Before I forget, let me explain the name. When I was little, one of my favorite songs was "Wild Mountain Thyme," an old Scottish tune that I adored because the refrain had my name (Heather) in it. Another favorite song of mine from recent years is called "Lads Among Heather" and is also an old Scottish song which happens to include my name. Since I'm Scottish and since I liked these songs, I felt that the hybrid of the names, "Thyme Among Heather", was not only a wonderful play on words, but also a connection to both my ethnic heritage and my childhood. It doesn't really have anything to do with archaeology or my travels, but there it is.

I will say that this blog is meant primarily for family members and close friends, and again, the purpose is to create an easy way for people to know what I'm doing, where I am, and see some nice pictures. Given the frequency of my travels over the past five years (nine countries on three continents), this seemed like a good idea.

This isn't only meant for my travels either. I have a profound tendency to forget to send updates and other general letters stating my general whereabouts, so this is meant as a sort of running update for my daily life.

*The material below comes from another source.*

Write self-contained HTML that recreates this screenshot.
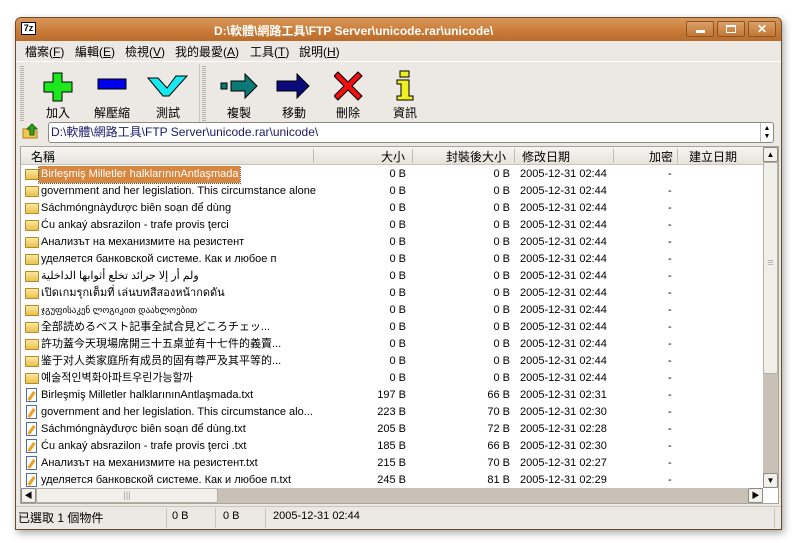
<!DOCTYPE html>
<html><head><meta charset="utf-8"><style>
*{box-sizing:border-box;margin:0;padding:0}
body{width:796px;height:543px;background:#fff;position:relative;overflow:hidden;font-family:"Liberation Sans","Noto Sans CJK TC",sans-serif;font-size:11px;color:#000}
.abs{position:absolute}
#win{left:15px;top:17px;width:767px;height:513px;background:#ece9e4;border:1px solid #6b4a2a;border-radius:6px 6px 0 0;box-shadow:2px 3px 8px rgba(0,0,0,.35);overflow:hidden}
#title{left:0;top:0;width:765px;height:23px;background:linear-gradient(#d9985a,#c97a36 60%,#b96c2c);color:#fff;font-weight:bold;font-size:12px}
.tb{top:3px;width:28px;height:16px;border:1px solid #8a5526;border-radius:2px;background:linear-gradient(#dba06a,#c27633)}
.mi{position:absolute;top:25px;font-size:12px}
.tool{position:absolute;top:86px;width:50px;text-align:center;font-size:12px}
.grip{position:absolute;width:4px;height:56px;background:repeating-linear-gradient(#b8b3aa 0 1px,transparent 1px 2px)}
#list{left:4px;top:128px;width:759px;height:358px;background:#fff;border:1px solid #a8a49b}
.hdr{position:absolute;top:0;height:18px;background:linear-gradient(#f6f5f2,#e6e3dc);border-bottom:1px solid #c9c5bc;font-size:12px;line-height:18px}
.hs{position:absolute;top:2px;width:1px;height:14px;background:#c0bcb2}
.row{position:absolute;left:0;height:17px;line-height:17px;white-space:nowrap;width:740px}
.row span{position:absolute}
.n{left:20px}.s{left:293px;width:92px;text-align:right}.p{left:393px;width:96px;text-align:right}.d{left:499px}.e{left:647px}
.ico{position:absolute;left:4px;top:3px;width:14px;height:11px;background:linear-gradient(#fbe9a0,#e9c14e);border:1px solid #b58a25;border-radius:1px}
.txt{position:absolute;left:5px;top:1px;width:11px;height:14px;background:#fff;border:1px solid #4d6fa8}
.txt:after{content:"";position:absolute;left:3px;top:2px;width:3px;height:10px;background:#f0a020;transform:rotate(35deg)}
.btn{position:absolute;width:15px;height:15px;border:1px solid #8d8a83;border-radius:2px;background:#f3f1ec;font-size:8px;text-align:center;line-height:13px}
</style></head><body>
<div id="win" class="abs">
 <div id="title" class="abs">
  <div class="abs" style="left:5px;top:4px;width:15px;height:13px;background:#fff;border:1px solid #000;font-size:9px;line-height:11px;color:#000;text-align:center;font-weight:bold">7z</div>
  <div class="abs" style="left:198px;top:4px;">D:\軟體\網路工具\FTP Server\unicode.rar\unicode\</div>
  <div class="abs tb" style="left:670px"><div class="abs" style="left:9px;top:8px;width:9px;height:3px;background:#fff"></div></div>
  <div class="abs tb" style="left:701px"><div class="abs" style="left:8px;top:3px;width:10px;height:8px;border:2px solid #fff;border-width:2px 1px 1px"></div></div>
  <div class="abs tb" style="left:732px;color:#fff;text-align:center;font-size:12px;line-height:14px">✕</div>
 </div>
 <div class="mi" style="left:9px">檔案(<u>F</u>)</div>
 <div class="mi" style="left:59px">編輯(<u>E</u>)</div>
 <div class="mi" style="left:109px">檢視(<u>V</u>)</div>
 <div class="mi" style="left:159px">我的最愛(<u>A</u>)</div>
 <div class="mi" style="left:234px">工具(<u>T</u>)</div>
 <div class="mi" style="left:283px">說明(<u>H</u>)</div>
 <div class="abs" style="left:0;top:43px;width:765px;height:1px;background:#fff"></div>
 <div class="grip" style="left:4px;top:48px"></div>
 <div class="grip" style="left:186px;top:48px"></div>
 <div class="abs" style="left:183px;top:46px;width:1px;height:58px;background:#c9c5bc"></div>
 <svg class="abs" style="left:27px;top:54px" width="32" height="30"><path d="M10 1h9v9h10v10h-10v9h-9v-9h-9v-10h9z" fill="#1de81d" stroke="#000"/></svg>
 <svg class="abs" style="left:81px;top:60px" width="32" height="14"><rect x="1" y="1" width="28" height="10" fill="#0000e8" stroke="#000"/></svg>
 <svg class="abs" style="left:131px;top:55px" width="42" height="26"><path d="M1 5h10l9 10l9-12h11l-18 20h-6z" fill="#18e8f0" stroke="#000"/></svg>
 <svg class="abs" style="left:204px;top:55px" width="40" height="26"><rect x="1" y="10" width="6" height="6" fill="#0b7a77" stroke="#000"/><path d="M11 8h14v-7l12 12l-12 12v-7h-14z" fill="#0b7a77" stroke="#000"/></svg>
 <svg class="abs" style="left:260px;top:55px" width="40" height="26"><path d="M1 8h20v-7l12 12l-12 12v-7h-20z" fill="#0a0a7a" stroke="#000"/></svg>
 <svg class="abs" style="left:318px;top:53px" width="30" height="30"><path d="M4 1l10 10l10-10l4 4l-10 10l10 10l-4 4l-10-10l-10 10l-4-4l10-10l-10-10z" fill="#f01010" stroke="#000"/></svg>
 <svg class="abs" style="left:378px;top:52px" width="22" height="32"><rect x="6" y="1" width="9" height="6" fill="#f0f020" stroke="#000"/><path d="M3 10h12v16h4v4h-16v-4h4v-12h-4z" fill="#f0f020" stroke="#000"/></svg>
 <div class="tool" style="left:17px">加入</div>
 <div class="tool" style="left:71px">解壓縮</div>
 <div class="tool" style="left:127px">測試</div>
 <div class="tool" style="left:198px">複製</div>
 <div class="tool" style="left:253px">移動</div>
 <div class="tool" style="left:307px">刪除</div>
 <div class="tool" style="left:364px">資訊</div>
 <svg class="abs" style="left:6px;top:105px" width="16" height="16"><path d="M1 6h5l1 2h8v7h-14z" fill="#f2c84a" stroke="#b08020"/><path d="M8 12v-6h-3l5-5l5 5h-3v6z" fill="#3aa020" stroke="#1a6010"/></svg>
 <div class="abs" style="left:32px;top:104px;width:726px;height:21px;background:#fff;border:1px solid #8d8a83;border-radius:3px;font-size:12px;line-height:19px;padding-left:2px;color:#1a1a6a">D:\軟體\網路工具\FTP Server\unicode.rar\unicode\</div>
 <div class="abs" style="left:744px;top:105px;width:13px;height:19px;border-left:1px solid #c0bcb2;font-size:7px;line-height:8px;text-align:center;padding-top:2px">▲<br>▼</div>
 <div id="list" class="abs">
  <div class="hdr" style="left:0;width:742px"></div>
  <div class="abs" style="left:10px;top:1px;font-size:12px">名稱</div>
  <div class="abs" style="left:360px;top:1px;font-size:12px">大小</div>
  <div class="abs" style="left:425px;top:1px;font-size:12px">封裝後大小</div>
  <div class="abs" style="left:501px;top:1px;font-size:12px">修改日期</div>
  <div class="abs" style="left:628px;top:1px;font-size:12px">加密</div>
  <div class="abs" style="left:668px;top:1px;font-size:12px">建立日期</div>
  <div class="hs" style="left:292px"></div><div class="hs" style="left:391px"></div><div class="hs" style="left:493px"></div><div class="hs" style="left:592px"></div><div class="hs" style="left:656px"></div>
  <div class="abs" style="left:742px;top:0;width:15px;height:341px;background:#c9c1b6">
   <div class="btn" style="left:0;top:0">▲</div>
   <div class="abs" style="left:0;top:15px;width:15px;height:212px;background:#f1efea;border:1px solid #b5b0a6;border-radius:2px;text-align:center;color:#aaa;line-height:200px">≡</div>
   <div class="btn" style="left:0;top:326px">▼</div>
  </div>
  <div class="abs" style="left:0;top:341px;width:742px;height:15px;background:#c9c1b6">
   <div class="btn" style="left:0;top:0">◀</div>
   <div class="abs" style="left:15px;top:0;width:182px;height:15px;background:#f1efea;border:1px solid #b5b0a6;border-radius:2px;text-align:center;color:#999;line-height:13px;font-size:9px">|||</div>
   <div class="btn" style="left:727px;top:0">▶</div>
  </div>
  <div id="rows" class="abs" style="left:0;top:19px;width:742px;height:322px;overflow:hidden">
<div class="row" style="top:0"><i class="ico"></i><span class="n" style="background:#d7873f;color:#fff;padding:0 2px;left:18px;outline:1px dotted #555">Birleşmiş Milletler halklarınınAntlaşmada</span><span class="s">0 B</span><span class="p">0 B</span><span class="d">2005-12-31 02:44</span><span class="e">-</span></div>
<div class="row" style="top:17px"><i class="ico"></i><span class="n">government and her legislation. This circumstance alone</span><span class="s">0 B</span><span class="p">0 B</span><span class="d">2005-12-31 02:44</span><span class="e">-</span></div>
<div class="row" style="top:34px"><i class="ico"></i><span class="n">Sáchmóngnàyđược biên soạn để dùng</span><span class="s">0 B</span><span class="p">0 B</span><span class="d">2005-12-31 02:44</span><span class="e">-</span></div>
<div class="row" style="top:51px"><i class="ico"></i><span class="n">Ću ankaý absrazilon - trafe provis ţerci</span><span class="s">0 B</span><span class="p">0 B</span><span class="d">2005-12-31 02:44</span><span class="e">-</span></div>
<div class="row" style="top:68px"><i class="ico"></i><span class="n">Анализът на механизмите на резистент</span><span class="s">0 B</span><span class="p">0 B</span><span class="d">2005-12-31 02:44</span><span class="e">-</span></div>
<div class="row" style="top:85px"><i class="ico"></i><span class="n">уделяется банковской системе.  Как и любое п</span><span class="s">0 B</span><span class="p">0 B</span><span class="d">2005-12-31 02:44</span><span class="e">-</span></div>
<div class="row" style="top:102px"><i class="ico"></i><span class="n">ولم أر إلا جرائد تخلع أثوابها الداخلية</span><span class="s">0 B</span><span class="p">0 B</span><span class="d">2005-12-31 02:44</span><span class="e">-</span></div>
<div class="row" style="top:119px"><i class="ico"></i><span class="n">เปิดเกมรุกเต็มที่ เล่นบทสีสองหน้ากดดัน</span><span class="s">0 B</span><span class="p">0 B</span><span class="d">2005-12-31 02:44</span><span class="e">-</span></div>
<div class="row" style="top:136px"><i class="ico"></i><span class="n" style="font-size:9px">ჯგუფისაკენ ლოგიკით დაახლოებით</span><span class="s">0 B</span><span class="p">0 B</span><span class="d">2005-12-31 02:44</span><span class="e">-</span></div>
<div class="row" style="top:153px"><i class="ico"></i><span class="n">全部読めるベスト記事全試合見どころチェッ...</span><span class="s">0 B</span><span class="p">0 B</span><span class="d">2005-12-31 02:44</span><span class="e">-</span></div>
<div class="row" style="top:170px"><i class="ico"></i><span class="n">許功蓋今天現場席開三十五桌並有十七件的義賣...</span><span class="s">0 B</span><span class="p">0 B</span><span class="d">2005-12-31 02:44</span><span class="e">-</span></div>
<div class="row" style="top:187px"><i class="ico"></i><span class="n">鉴于对人类家庭所有成员的固有尊严及其平等的...</span><span class="s">0 B</span><span class="p">0 B</span><span class="d">2005-12-31 02:44</span><span class="e">-</span></div>
<div class="row" style="top:204px"><i class="ico"></i><span class="n">예술적인벽화아파트우린가능할까</span><span class="s">0 B</span><span class="p">0 B</span><span class="d">2005-12-31 02:44</span><span class="e">-</span></div>
<div class="row" style="top:221px"><i class="txt"></i><span class="n">Birleşmiş Milletler halklarınınAntlaşmada.txt</span><span class="s">197 B</span><span class="p">66 B</span><span class="d">2005-12-31 02:31</span><span class="e">-</span></div>
<div class="row" style="top:238px"><i class="txt"></i><span class="n">government and her legislation. This circumstance alo...</span><span class="s">223 B</span><span class="p">70 B</span><span class="d">2005-12-31 02:30</span><span class="e">-</span></div>
<div class="row" style="top:255px"><i class="txt"></i><span class="n">Sáchmóngnàyđược biên soạn để dùng.txt</span><span class="s">205 B</span><span class="p">72 B</span><span class="d">2005-12-31 02:28</span><span class="e">-</span></div>
<div class="row" style="top:272px"><i class="txt"></i><span class="n">Ću ankaý absrazilon - trafe provis ţerci .txt</span><span class="s">185 B</span><span class="p">66 B</span><span class="d">2005-12-31 02:30</span><span class="e">-</span></div>
<div class="row" style="top:289px"><i class="txt"></i><span class="n">Анализът на механизмите на резистент.txt</span><span class="s">215 B</span><span class="p">70 B</span><span class="d">2005-12-31 02:27</span><span class="e">-</span></div>
<div class="row" style="top:306px"><i class="txt"></i><span class="n">уделяется банковской системе.  Как и любое п.txt</span><span class="s">245 B</span><span class="p">81 B</span><span class="d">2005-12-31 02:29</span><span class="e">-</span></div>
  </div>
 </div>
 <div class="abs" style="left:0;top:488px;width:765px;height:1px;background:#c9c5bc"></div>
 <div class="abs" style="left:2px;top:491px;font-size:12px">已選取 1 個物件</div>
 <div class="abs" style="left:150px;top:490px;width:1px;height:20px;background:#c9c5bc"></div>
 <div class="abs" style="left:156px;top:492px">0 B</div>
 <div class="abs" style="left:199px;top:490px;width:1px;height:20px;background:#c9c5bc"></div>
 <div class="abs" style="left:207px;top:492px">0 B</div>
 <div class="abs" style="left:249px;top:490px;width:1px;height:20px;background:#c9c5bc"></div>
 <div class="abs" style="left:257px;top:492px">2005-12-31 02:44</div>
 <div class="abs" style="left:758px;top:490px;width:1px;height:20px;background:#c9c5bc"></div>
</div>
</body></html>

After all, that's technically what a blog is, isn't it? :)

A few cautionary warnings about the nature of this blog: first, if I give updates on my research, know that it is still academic research that has not been published. Therefore I will not discuss it in detail here, just give general updates on how it's going. Also note that the topics between posts may not really relate at all, since I'm just updating on my daily life. Finally, if I happen to be in a foreign country, there will certainly be some sort of lag between posts, since I cannot guarantee my access to the internet.

So I guess that explains the blog, at least to the degree that I can think about at the moment. I'll write another, more interesting post about what I'm doing this coming week, my research, etc. in a moment, but wanted to get this out of the way.